More than once we made it clear that focusing our time on getting the system ready to production would not gives us any time to finish the automation for the problematic flows and thousands of trades would be misreported. But they did not listen. Or so we thought.
The revelation
After a few meetings with the business, we discovered a few things. They were not being irresponsible or stupid, as we developers thought. The deadline was set by the regulators and could not be moved. The cost of not reporting the trades was far higher than misreporting them. Not reporting the trades would not only be followed by heavy fines, but also by possible reputation damage. Companies would have extra time to correct any misreported trades before being fined.
For us, in the development team, it was the first time we realised that going live with a few known issues would be better than not going live at all. In order to meet the deadline, we took an informed (but hard) decision to drop the quality little bit—we got rid of higher-level tests (acceptance and component tests), but kept test-driving everything at unit level. We communicated the decision to the business and clearly told them the possible impacts of it.
Focus on highest value features first
With all the problems on the table (technical and business constraints), we could all focus on possible alternatives, business and developers working together as a real team.
There were two ways to report trades to the regulators. The first was to do it automatically, processing the trades via the system we were building, and sending them directly to the regulators. The second was to manually create spreadsheets for each type of trade and upload them via FTP. Due to the volume of trades and the amount of data we needed from other systems, the manual approach was not an option. At least not for all the trades.
As we knew we could not get all the flows done in time and also knowing of what was at stake, managers and developers worked as a team to find a solution. We prioritised and focused on automating the flows for the trades with the highest volume, making sure that we would correctly report the vast majority of trades. For the remaining trades, the ones with the lowest volume, we decided to hire a few people to upload the trades manually. Since the system would be ready to report the majority of the trades, the manual upload for the remaining ones could actually be done in time. A few developers and business analysts created a bunch of scripts to extract data from a few systems and save it on the file system, making the manual upload, although a bit painful, viable.
The outcome
With a hybrid solution, we managed to report all trades on time with very few minor bugs, which were fixed quite quickly after the deadline. The very few trades misreported were corrected and re-sent. We also automated the manual flows and got rid of the manual solution a few weeks later. There were no damage to the organisation and we were one of the very few organisations that met the regulators imposed deadline.
Lessons learned
As craftsmen, we all learned very important lessons in this project:
- Managers have a far broader view of the problem than we do. While we worry about problems with the software, they worry about problems that may affect the entire organisation.
- Before judging managers, calling them stupid and irresponsible, we should understand why they are making certain decisions. Quite often we discover that we don’t have the same amount of information they have and that certain decisions are not as stupid as we think.
- We are all humans and we all make mistakes. Managers are no different. They also make mistakes but that doesn’t make them stupid. Not always, at least. :)
- We need to stop thinking that all managers are bad and that they don’t understand or care about software problems. In this very specific case, they understood it well, measured the pros and cons, and made the right call to go live.

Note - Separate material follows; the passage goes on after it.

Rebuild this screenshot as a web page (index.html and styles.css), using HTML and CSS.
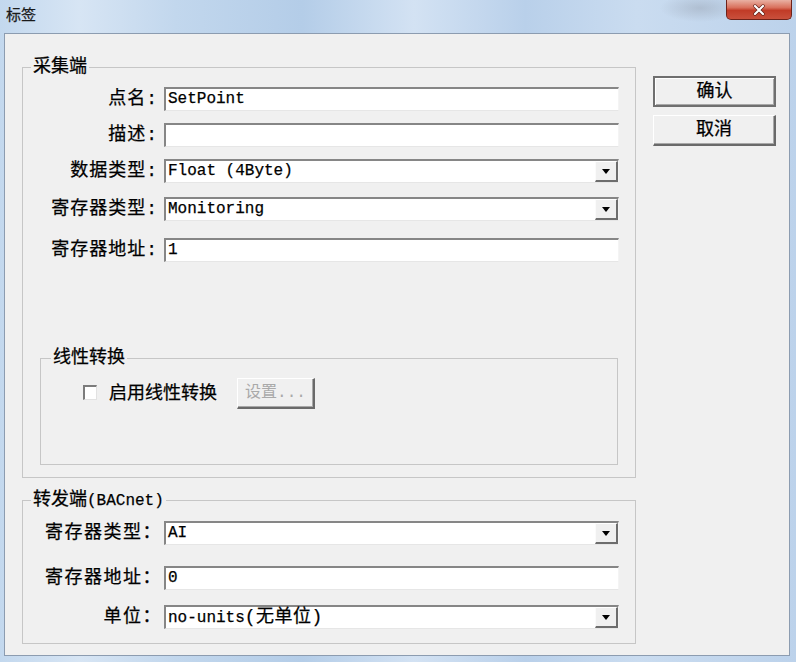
FILE: index.html
```html
<!DOCTYPE html>
<html lang="zh-CN">
<head>
<meta charset="utf-8">
<title>标签</title>
<link rel="stylesheet" href="styles.css">
</head>
<body>
<div class="window">
  <div class="titlebar">
    <span class="title">标签</span>
    <div class="close">
      <svg width="14" height="12" viewBox="0 0 14 12"><path d="M3 2 L11 10 M11 2 L3 10" stroke="#5a1a12" stroke-width="3.4" stroke-linecap="round"/><path d="M3 2 L11 10 M11 2 L3 10" stroke="#ffffff" stroke-width="2.2" stroke-linecap="round"/></svg>
    </div>
  </div>
  <div class="client">
    <div class="groups">
      <fieldset class="group group-src">
        <legend class="legend">采集端</legend>
        <div class="row">
          <span class="label">点名:</span>
          <div class="field"><span class="val">SetPoint</span></div>
        </div>
        <div class="row">
          <span class="label">描述:</span>
          <div class="field"><span class="val"></span></div>
        </div>
        <div class="row">
          <span class="label">数据类型:</span>
          <div class="field"><span class="val">Float (4Byte)</span><span class="drop"><i class="tri"></i></span></div>
        </div>
        <div class="row gap-14">
          <span class="label">寄存器类型:</span>
          <div class="field"><span class="val">Monitoring</span><span class="drop"><i class="tri"></i></span></div>
        </div>
        <div class="row gap-17">
          <span class="label">寄存器地址:</span>
          <div class="field"><span class="val">1</span></div>
        </div>
        <fieldset class="group group-linear">
          <legend class="legend legend-linear">线性转换</legend>
          <div class="linear-row">
            <span class="check"></span>
            <span class="check-label">启用线性转换</span>
            <button class="btn btn-disabled">设置...</button>
          </div>
        </fieldset>
      </fieldset>
      <fieldset class="group group-dst">
        <legend class="legend"><span>转发端</span><span class="latin">(BACnet)</span></legend>
        <div class="row">
          <span class="label label-wide">寄存器类型：</span>
          <div class="field"><span class="val">AI</span><span class="drop"><i class="tri"></i></span></div>
        </div>
        <div class="row gap-21">
          <span class="label label-wide">寄存器地址：</span>
          <div class="field"><span class="val">0</span></div>
        </div>
        <div class="row">
          <span class="label label-wide">单位：</span>
          <div class="field"><span class="val">no-units<span class="cjk">(无单位)</span></span><span class="drop"><i class="tri"></i></span></div>
        </div>
      </fieldset>
    </div>
    <div class="actions">
      <button class="btn btn-default">确认</button>
      <button class="btn">取消</button>
    </div>
  </div>
</div>
</body>
</html>
```
FILE: styles.css
```css
html, body {
  margin: 0;
  padding: 0;
}

body {
  width: 796px;
  height: 662px;
  overflow: hidden;
  font-family: "Liberation Mono", "Noto Sans CJK SC", monospace;
  color: #000;
}

.window {
  width: 796px;
  height: 662px;
  display: flex;
  flex-direction: column;
  box-sizing: border-box;
  -webkit-text-stroke: 0.25px currentColor;
  background:
    radial-gradient(ellipse 40px 14px at 700px 8px, rgba(150,160,175,0.45), rgba(150,160,175,0) 100%),
    linear-gradient(90deg, #c3d8ee 0%, #d7e5f4 10%, #c2d7ed 22%, #b4cde8 38%, #d3e2f3 52%, #b9d0ea 66%, #cadcf0 80%, #bcd2eb 100%);
}

.titlebar {
  height: 33px;
  flex: none;
  display: flex;
  justify-content: space-between;
  align-items: flex-start;
}

.title {
  margin: 5px 0 0 6px;
  font-family: "Noto Sans CJK SC", sans-serif;
  font-size: 15px;
  line-height: 18px;
  color: #1a1a1a;
}

.close {
  width: 66px;
  height: 20px;
  margin-right: 4px;
  box-sizing: border-box;
  border: 1px solid #6e2219;
  border-top: none;
  border-radius: 0 0 5px 5px;
  background: linear-gradient(#e9b1a3 0%, #d9705c 40%, #c13b27 55%, #c9503c 100%);
  display: flex;
  align-items: center;
  justify-content: center;
}

.client {
  flex: 1;
  margin: 0 6px 6px 4px;
  background: #f0f0f0;
  border: 1px solid #8c9cb0;
  display: flex;
  gap: 17px;
  padding: 24px 13px 0 17px;
}

.groups {
  width: 614px;
  display: flex;
  flex-direction: column;
}

.group {
  margin: 0;
  min-width: 0;
  border: 1px solid #c6c6c6;
  padding: 11px 15px 12px 17px;
}

.group-dst {
  margin-top: 13px;
  padding-bottom: 14px;
}

.legend {
  margin-left: -9px;
  padding: 0 2px;
  font-size: 18px;
  line-height: 18px;
}

.legend .latin {
  font-size: 16px;
}

.row {
  display: flex;
  align-items: center;
  height: 24px;
}

.row + .row {
  margin-top: 12px;
}

.group-dst .row + .row {
  margin-top: 15px;
}

.row.gap-14 {
  margin-top: 14px;
}

.row.gap-17 {
  margin-top: 17px;
}

.group-dst .row.gap-21 {
  margin-top: 21px;
}

.label {
  width: 122px;
  box-sizing: border-box;
  padding-right: 4px;
  text-align: right;
  font-size: 18px;
  line-height: 24px;
  letter-spacing: 1px;
  white-space: nowrap;
}

.label-wide {
  padding-right: 0;
  letter-spacing: 1.5px;
}

.field {
  width: 455px;
  height: 24px;
  margin-left: 2px;
  box-sizing: border-box;
  background: #fff;
  border-top: 2px solid #868686;
  border-left: 2px solid #868686;
  border-right: 1px solid #f4f4f4;
  border-bottom: 1px solid #e6e6e6;
  display: flex;
  align-items: stretch;
}

.val {
  flex: 1;
  padding-left: 2px;
  font-size: 16px;
  line-height: 21px;
  white-space: nowrap;
}

.val .cjk {
  font-size: 18px;
  letter-spacing: 0.5px;
}

.drop {
  width: 23px;
  box-sizing: border-box;
  background: #f0f0f0;
  border-style: solid;
  border-width: 1px 2px 2px 1px;
  border-color: #ffffff #6d6d6d #6d6d6d #fbfbfb;
  display: flex;
  align-items: center;
  justify-content: center;
}

.tri {
  width: 0;
  height: 0;
  border-left: 4px solid transparent;
  border-right: 4px solid transparent;
  border-top: 5px solid #000;
  margin-top: 1px;
}

.group-linear {
  margin: 87px 2px 0 0;
  padding: 11px 0 55px 42px;
}

.legend-linear {
  margin-left: -32px;
}

.linear-row {
  display: flex;
  align-items: center;
  height: 31px;
}

.check {
  width: 14px;
  height: 15px;
  box-sizing: border-box;
  background: #fff;
  border-top: 2px solid #7c7c7c;
  border-left: 2px solid #7c7c7c;
  border-right: 1px solid #e2e2e2;
  border-bottom: 1px solid #e2e2e2;
  margin-top: -3px;
}

.check-label {
  margin-left: 12px;
  font-size: 18px;
  line-height: 24px;
}

.btn {
  box-sizing: border-box;
  background: #f0f0f0;
  border-style: solid;
  border-width: 1px 2px 2px 1px;
  border-color: #ffffff #6a6a6a #6a6a6a #ffffff;
  box-shadow: inset -1px -1px #a8a8a8;
  font-family: "Liberation Mono", "Noto Sans CJK SC", monospace;
  font-size: 18px;
  line-height: 24px;
  color: #000;
  -webkit-text-stroke: 0.25px currentColor;
  padding: 0;
  width: 123px;
  height: 31px;
}

.btn-disabled {
  width: 78px;
  margin-left: 20px;
  font-size: 16px;
  color: #a9a9a9;
  -webkit-text-stroke: 0;
}

.btn-default {
  border-width: 2px;
  border-color: #6f6f6f;
  box-shadow: inset 1px 1px #ffffff, inset -1px -1px #a8a8a8;
}

.actions {
  width: 123px;
  padding-top: 18px;
  display: flex;
  flex-direction: column;
  gap: 8px;
}
```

- When we are too involved with a problem, we end up thinking that our problem is the biggest and most important problem, calling stupid any other person that fails to recognise it.
- As a craftsman we are paid to provide value. However, our notion of value needs to be aligned with what value means to our customers. Having well-crafted code is pointless if the business won’t benefit from it.
- Even when there are many things at stake, developers should decide what can or cannot be compromised when it comes to software quality. When the whole project is under pressure, we should never let the business make technical decisions. Although we decided to drop certain tests, keeping TDD at unit level, refactoring, and pair programming, was the right decision for us and I’m happy we kept our practices. They helped us to deliver the value the business needed. We were able to confidently make all the changes we needed and also make sure that everything we delivered was working as expected. Giving the business the choice, they would have probably chosen to get rid of TDD, refactoring, CI, and pair programming altogether, risking not to deliver even the main flows correctly.
This project changed me. There are far more bad managers than good managers, but that is also true for developers. Understanding the main reasons behind each managerial decision can help us distinguish good and bad managers. It can also help us to stop with this unhealthy “us and them” attitude. Transparency, trust, and teamwork are essential for an effective organisation.